I was a kid when “Laverne and Shirley” premiered. It was a spinoff of Marshall’s retro and bland “Happy Days” — the vehicle that also, unfortunately, would give us all Scott Baio. Like “Happy Days,” it took place in Milwaukee in the Eisenhower era. Unlike “Happy Days,” which focused on a group of affable male youths, or the later “Mork & Mindy,” about a contemporary space alien, “Laverne and Shirley” — costarring Marshall’s sister Penny — was about two women. Two blue collar, single women. With jobs.

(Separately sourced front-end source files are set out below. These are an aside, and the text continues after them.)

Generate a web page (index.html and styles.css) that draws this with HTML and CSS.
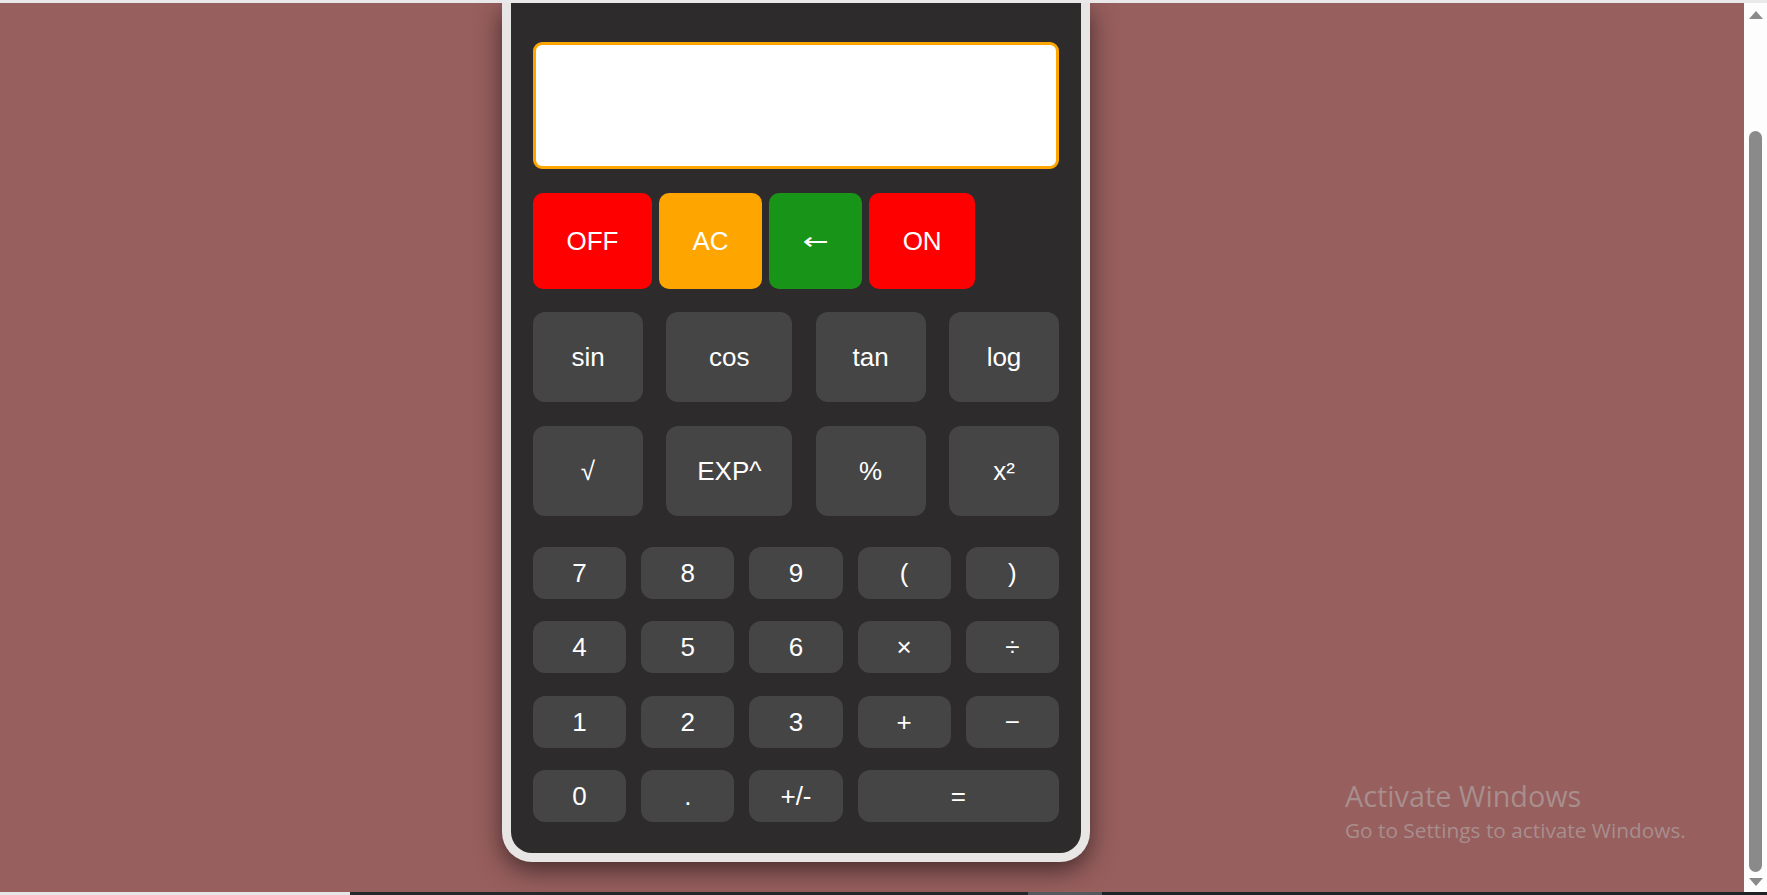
FILE: index.html
```html
<!DOCTYPE html>
<html lang="en">
<head>
<meta charset="utf-8">
<title>Calculator</title>
<link rel="stylesheet" href="styles.css">
</head>
<body>
<div class="screen">
  <div class="top-strip"></div>
  <div class="window">
    <main class="page">
      <div class="calculator">
        <div class="display"></div>
        <div class="control-row">
          <button class="key key-off">OFF</button>
          <button class="key key-ac">AC</button>
          <button class="key key-back"><span class="back-glyph">←</span></button>
          <button class="key key-on">ON</button>
        </div>
        <div class="sci-grid">
          <button class="key key-gray">sin</button>
          <button class="key key-gray">cos</button>
          <button class="key key-gray">tan</button>
          <button class="key key-gray">log</button>
          <button class="key key-gray">√</button>
          <button class="key key-gray">EXP^</button>
          <button class="key key-gray">%</button>
          <button class="key key-gray">x²</button>
        </div>
        <div class="num-grid">
          <button class="key key-gray">7</button>
          <button class="key key-gray">8</button>
          <button class="key key-gray">9</button>
          <button class="key key-gray">(</button>
          <button class="key key-gray">)</button>
          <button class="key key-gray">4</button>
          <button class="key key-gray">5</button>
          <button class="key key-gray">6</button>
          <button class="key key-gray">×</button>
          <button class="key key-gray">÷</button>
          <button class="key key-gray">1</button>
          <button class="key key-gray">2</button>
          <button class="key key-gray">3</button>
          <button class="key key-gray">+</button>
          <button class="key key-gray">−</button>
          <button class="key key-gray">0</button>
          <button class="key key-gray">.</button>
          <button class="key key-gray">+/-</button>
          <button class="key key-gray key-wide">=</button>
        </div>
      </div>
      <div class="watermark">
        <div class="wm-title">Activate Windows</div>
        <div class="wm-sub">Go to Settings to activate Windows.</div>
      </div>
    </main>
    <div class="scrollbar">
      <div class="arrow-up"></div>
      <div class="track"><div class="thumb"></div></div>
      <div class="arrow-down"></div>
    </div>
  </div>
  <div class="bottom-strip">
    <div class="bs-light"></div>
    <div class="bs-dark"></div>
    <div class="bs-mid"></div>
    <div class="bs-dark2"></div>
  </div>
</div>
</body>
</html>
```

FILE: styles.css
```css
* { box-sizing: border-box; }

html, body {
  margin: 0;
  padding: 0;
  height: 100%;
  overflow: hidden;
}

body {
  background: #975f5e;
  font-family: "Liberation Sans", Arial, sans-serif;
}

.screen {
  display: flex;
  flex-direction: column;
  height: 895px;
}

.top-strip {
  height: 3px;
  background: #e9e9e9;
  flex: none;
}

.window {
  flex: 1;
  display: flex;
  min-height: 0;
}

.page {
  flex: 1;
  position: relative;
  background: #975f5e;
  padding-left: 502px;
  overflow: hidden;
}

.calculator {
  width: 588px;
  background: #2d2b2c;
  border: 9px solid #e8e6e4;
  border-top: 0;
  border-radius: 0 0 30px 30px;
  padding: 39px 22px 31px;
  box-shadow: 0 8px 26px rgba(0, 0, 0, 0.55);
}

.display {
  height: 127px;
  background: #ffffff;
  border: 3px solid #ffa500;
  border-radius: 9px;
  margin-bottom: 24px;
}

.key {
  border: none;
  margin: 0;
  color: #ffffff;
  font-family: "Liberation Sans", Arial, sans-serif;
  font-size: 26px;
  line-height: 1;
  display: flex;
  align-items: center;
  justify-content: center;
  cursor: pointer;
}

.control-row {
  display: flex;
  gap: 7px;
  margin-bottom: 23px;
}

.control-row .key {
  height: 96px;
  padding: 0 33.5px;
  border-radius: 10px;
}

.key-off, .key-on { background: #ff0000; }
.key-ac { background: #ffa500; }
.key-back { background: #189418; }

.back-glyph {
  font-family: "DejaVu Sans", sans-serif;
  font-size: 31px;
  line-height: 26px;
  display: block;
  width: 26px;
  text-align: center;
  transform: scaleY(0.75);
}

.key-gray {
  background: #454545;
  border-radius: 12px;
  padding: 0;
}

.sci-grid {
  display: grid;
  grid-template-columns: 110px 126px 110px 110px;
  grid-auto-rows: 90px;
  justify-content: space-between;
  row-gap: 24px;
  margin-bottom: 31px;
}

.num-grid {
  display: grid;
  grid-template-columns: repeat(5, 1fr);
  grid-auto-rows: 52px;
  column-gap: 15px;
  row-gap: 22.4px;
}

.key-wide { grid-column: span 2; }

.watermark {
  position: absolute;
  left: 1345px;
  top: 775px;
  color: #a88e8d;
  font-family: "Open Sans", "Noto Sans", sans-serif;
}

.wm-title {
  font-size: 28.8px;
  line-height: 36px;
}

.wm-sub {
  font-size: 20.8px;
  line-height: 28px;
  margin-top: 2px;
}

.scrollbar {
  width: 23px;
  flex: none;
  background: #fdfdfd;
  display: flex;
  flex-direction: column;
  align-items: center;
  padding: 8px 0 6px;
}

.arrow-up {
  width: 0;
  height: 0;
  border-left: 7px solid transparent;
  border-right: 7px solid transparent;
  border-bottom: 8px solid #8a8a8a;
  flex: none;
}

.track {
  flex: 1;
  width: 100%;
  display: flex;
  justify-content: center;
  padding: 112px 0 6px;
}

.thumb {
  width: 13px;
  height: 100%;
  background: #8a8a8a;
  border-radius: 7px;
}

.arrow-down {
  width: 0;
  height: 0;
  border-left: 7px solid transparent;
  border-right: 7px solid transparent;
  border-top: 8px solid #8a8a8a;
  flex: none;
}

.bottom-strip {
  height: 3px;
  flex: none;
  display: flex;
}

.bs-light { width: 350px; background: #e6e6e6; }
.bs-dark { width: 678px; background: #25272b; }
.bs-mid { width: 74px; background: #55585c; }
.bs-dark2 { flex: 1; background: #1f2326; }
```
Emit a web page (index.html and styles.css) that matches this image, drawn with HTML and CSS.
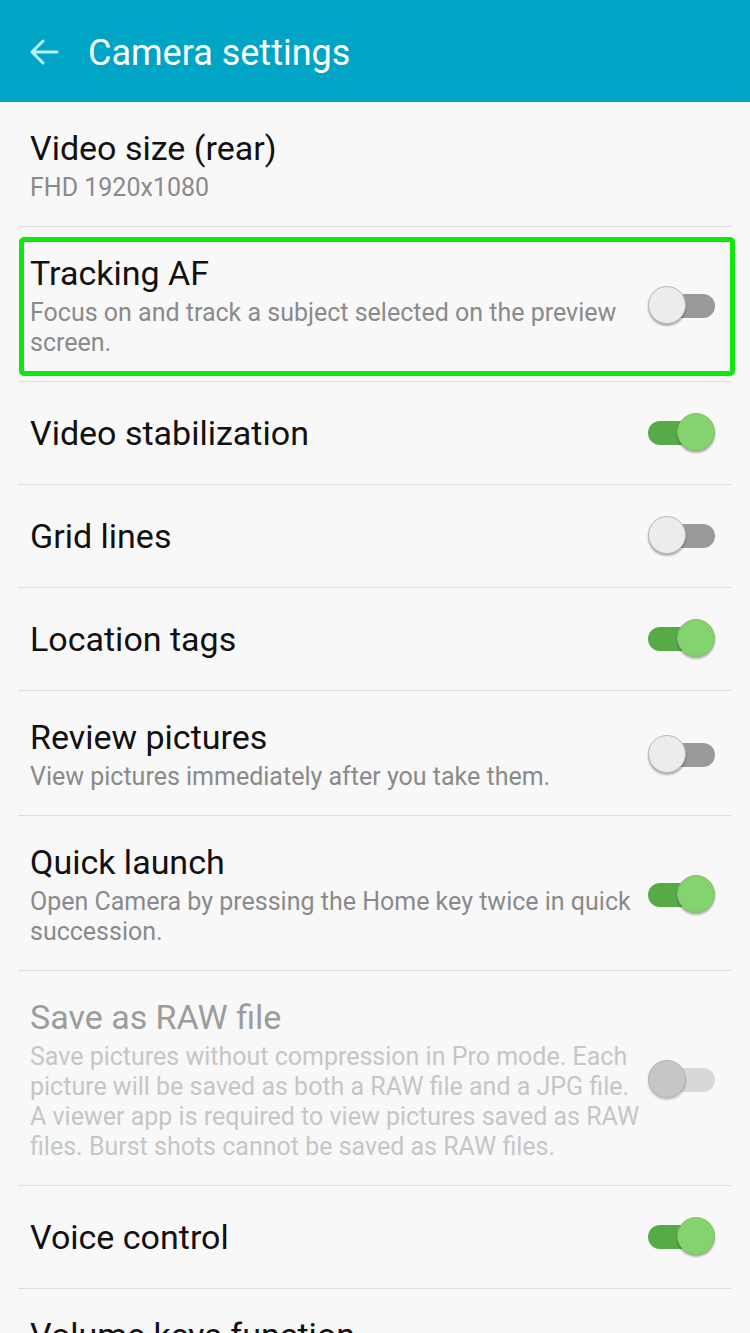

They didn’t possess the patrician looks or career track aspirations of Mary Tyler Moore’s groundbreaking Mary Richards — though Garry Marshall was certainly paying attention to her at the time, as his later recurring role on the beloved and unabashedly feminist “Murphy Brown” would attest. Instead, Laverne and Shirley were, like Mary’s buddy Rhoda, the girls who real girls — girls who were not beautiful, girls whose parents were ordinary folks with regular jobs, girls whose homes were a little run down and maybe didn’t get enough light — could relate to. They looked like they were having so much fun, with their pizzas and their bowling and their bottle-capping jobs. Their lives were pure slapstick — logical coming from a creator who’d worked earlier in his career with Lucille Ball. They were not scolding housewives or out-of-touch moms, which makes them, even in today’s sitcom landscape, pretty revelatory. God, how I wanted to be them.
Many years after “Laverne and Shirley” left the airwaves, I was an earnest young feminist, and I saw “Pretty Woman” for the first time. I loved it. Adored it. Paid money to see it more than once. Just last week I was in a hotel room, and when “Pretty Woman” appeared on cable and I was unable to resist it. I’ve seen “Pretty Woman” more times than Romy and Michele have. And I remember the slew of think pieces that came out when it was released, the hand wringing over how “problematic” a romantic comedy about a young hooker and the older man who buys her lots of nice things was. But honestly, the thing holds up. It helps that the movie launched Julia Roberts and her smile and her hair into the stratosphere, but it’s also a film with charm and vulnerability. In a 2001 interview with Americana magazine, Marshall quite astutely gave his interpretation of it, saying, “I don’t think ‘Pretty Woman’ is just about the cultural adoration of beauty, femininity, and sexuality. I think it’s about getting a bad deck of cards and working to change that.” By the end, “Vivian has begun her own education, and she encourages others to educate themselves. I don’t understand why critics think she’s going to give up her education just because Gere comes to get her. That’s not what I had in mind at all.”
Many more years after that first viewing of “Pretty Woman,” I was now a mom, and I took my young daughter to see “The Princess Diaries.” It was another Garry Marshall film of a beautiful young woman’s transformation — just this time, as they say, without all the hooker stuff. With it, director Marshall yet again took an incandescent young star — this time Anne Hathaway — and created a story of becoming a self-possessed woman. A leader. I now have two daughters and have seen “The Princess Diaries” roughly eight thousand times and I will fight to the death anyone who speaks ill of it. It’s a great feminist story that’s also about the power of great hair. Why not? Last year, the film’s costar Heather Matarazzo referred to Marshall as “just the best.” 
In his 2001 interview, Marshall said, “Before the seventies, women were told to shut up. Now… they say, ‘I’ll speak and I’ll change the world.'” How cool, how still truly unusual, when a successful male Hollywood director hears that and wants to be part of that. It’s true he made many clunkers along the way, and I certainly prefer to imagine his later holiday-themed, cast of thousands comedies don’t exist. But I will always be grateful for what Marshall consistently did, and did with such great sweetness and heart — he told stories about women. Women who were not sidepieces. Women who worked hard for what they wanted. And women who always, always kept their sense of humor.